Brief |
Repeat the listing word for word. No pictures belong in the copy.

===== Material =====

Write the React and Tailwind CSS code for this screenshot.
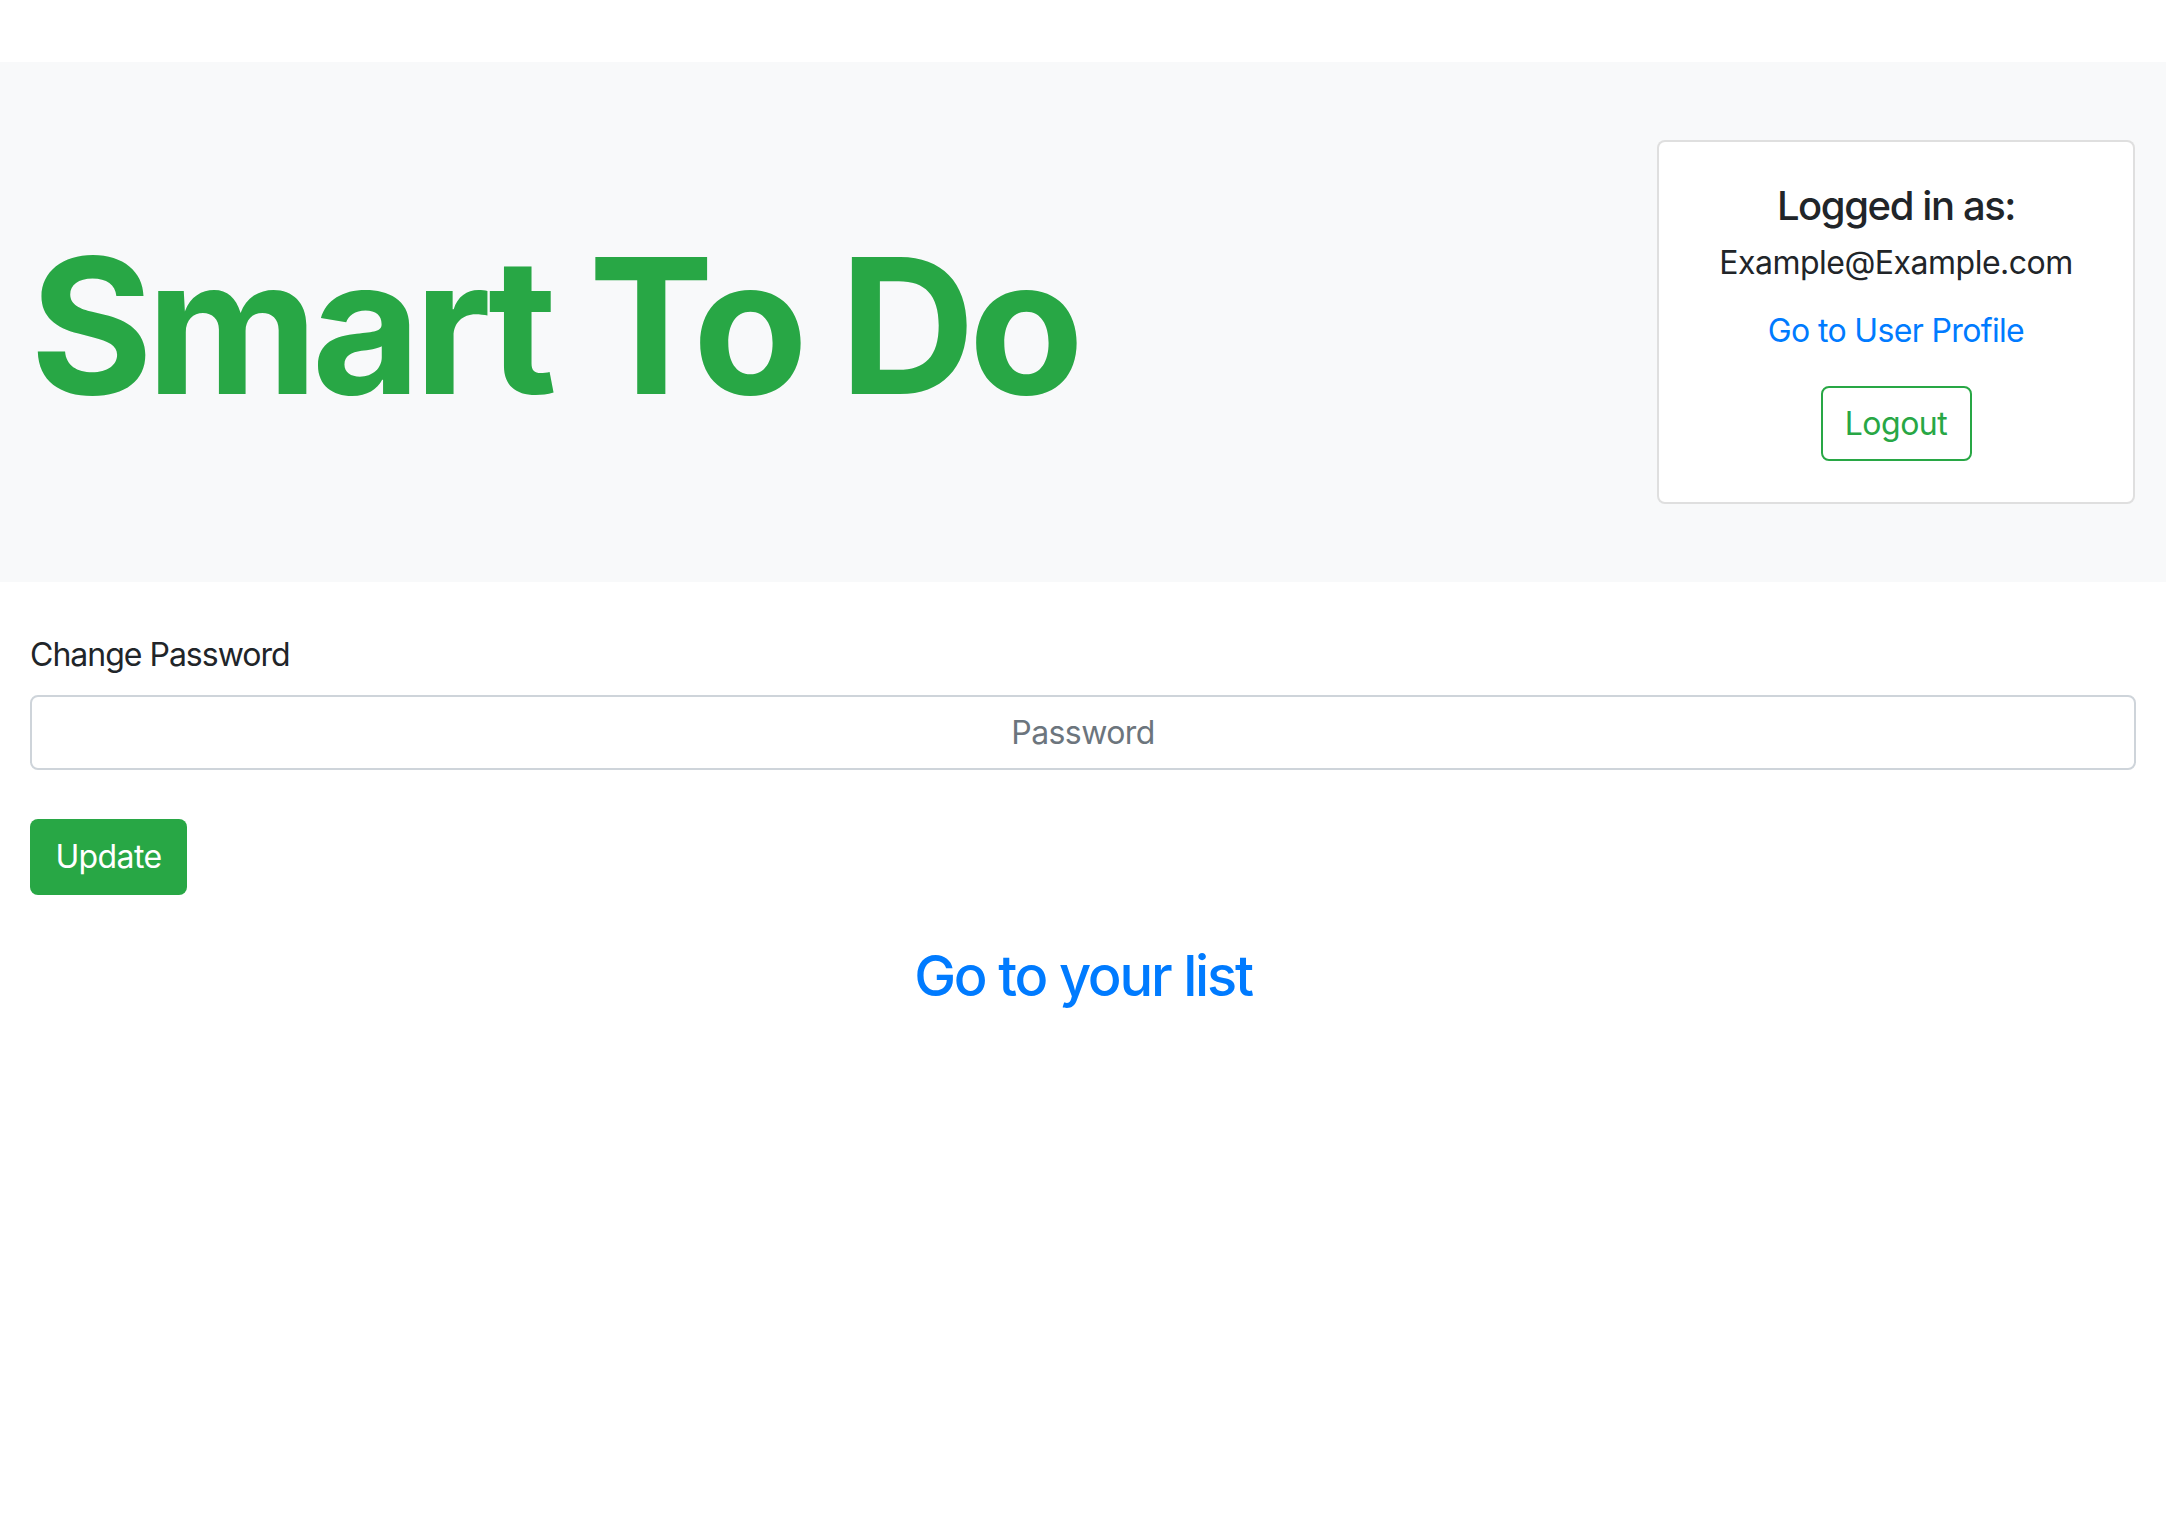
import React from "react";

export default function App() {
  return (
    <div className="min-h-screen bg-white text-[#212529] font-['Inter','Liberation_Sans',sans-serif]">
      <div className="h-[62px]" />
      <header className="h-[520px] bg-[#f8f9fa] flex items-center justify-between pl-[30px] pr-[31px]">
        <h1 className="text-[188px] font-bold text-[#28a745] tracking-[-6.5px] leading-none pt-[7px] whitespace-nowrap">
          Smart To Do
        </h1>
        <div className="w-[478px] h-[364px] bg-white border-2 border-[rgba(0,0,0,0.125)] rounded-[8px] pt-[40px] px-[40px] flex flex-col items-center text-center">
          <h5 className="text-[40px] leading-[48px] font-medium tracking-[-1.4px] mb-[9px]">Logged in as:</h5>
          <p className="text-[32px] leading-[48px] tracking-[-0.5px]">Example@Example.com</p>
          <a href="#" className="mt-[20px] text-[32px] leading-[48px] tracking-[-0.65px] text-[#007bff]">
            Go to User Profile
          </a>
          <button className="mt-[31px] h-[75px] w-[151px] border-2 border-[#28a745] rounded-[8px] text-[#28a745] text-[32px] leading-[48px] tracking-[-0.5px] bg-transparent">
            Logout
          </button>
        </div>
      </header>
      <main className="px-[30px] pt-[49px]">
        <label className="block text-[32px] leading-[48px] tracking-[-1px] mb-[16px]">Change Password</label>
        <input
          type="password"
          placeholder="Password"
          className="block w-full h-[75px] border-2 border-[#ced4da] rounded-[8px] text-center text-[32px] tracking-[-0.6px] px-[24px] placeholder:text-[#6c757d] outline-none"
        />
        <button className="mt-[49px] h-[76px] w-[157px] bg-[#28a745] text-white rounded-[8px] text-[32px] leading-[48px] tracking-[-0.6px]">
          Update
        </button>
        <h3 className="mt-[48px] text-center text-[56px] leading-[1.2] font-medium tracking-[-2.2px]">
          <a href="#" className="text-[#007bff]">Go to your list</a>
        </h3>
      </main>
    </div>
  );
}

=====

The output |
Write the React and Tailwind CSS code for this screenshot.
import React from "react";

export default function App() {
  return (
    <div className="min-h-screen bg-white text-[#212529] font-['Inter','Liberation_Sans',sans-serif]">
      <div className="h-[62px]" />
      <header className="h-[520px] bg-[#f8f9fa] flex items-center justify-between pl-[30px] pr-[31px]">
        <h1 className="text-[188px] font-bold text-[#28a745] tracking-[-6.5px] leading-none pt-[7px] whitespace-nowrap">
          Smart To Do
        </h1>
        <div className="w-[478px] h-[364px] bg-white border-2 border-[rgba(0,0,0,0.125)] rounded-[8px] pt-[40px] px-[40px] flex flex-col items-center text-center">
          <h5 className="text-[40px] leading-[48px] font-medium tracking-[-1.4px] mb-[9px]">Logged in as:</h5>
          <p className="text-[32px] leading-[48px] tracking-[-0.5px]">Example@Example.com</p>
          <a href="#" className="mt-[20px] text-[32px] leading-[48px] tracking-[-0.65px] text-[#007bff]">
            Go to User Profile
          </a>
          <button className="mt-[31px] h-[75px] w-[151px] border-2 border-[#28a745] rounded-[8px] text-[#28a745] text-[32px] leading-[48px] tracking-[-0.5px] bg-transparent">
            Logout
          </button>
        </div>
      </header>
      <main className="px-[30px] pt-[49px]">
        <label className="block text-[32px] leading-[48px] tracking-[-1px] mb-[16px]">Change Password</label>
        <input
          type="password"
          placeholder="Password"
          className="block w-full h-[75px] border-2 border-[#ced4da] rounded-[8px] text-center text-[32px] tracking-[-0.6px] px-[24px] placeholder:text-[#6c757d] outline-none"
        />
        <button className="mt-[49px] h-[76px] w-[157px] bg-[#28a745] text-white rounded-[8px] text-[32px] leading-[48px] tracking-[-0.6px]">
          Update
        </button>
        <h3 className="mt-[48px] text-center text-[56px] leading-[1.2] font-medium tracking-[-2.2px]">
          <a href="#" className="text-[#007bff]">Go to your list</a>
        </h3>
      </main>
    </div>
  );
}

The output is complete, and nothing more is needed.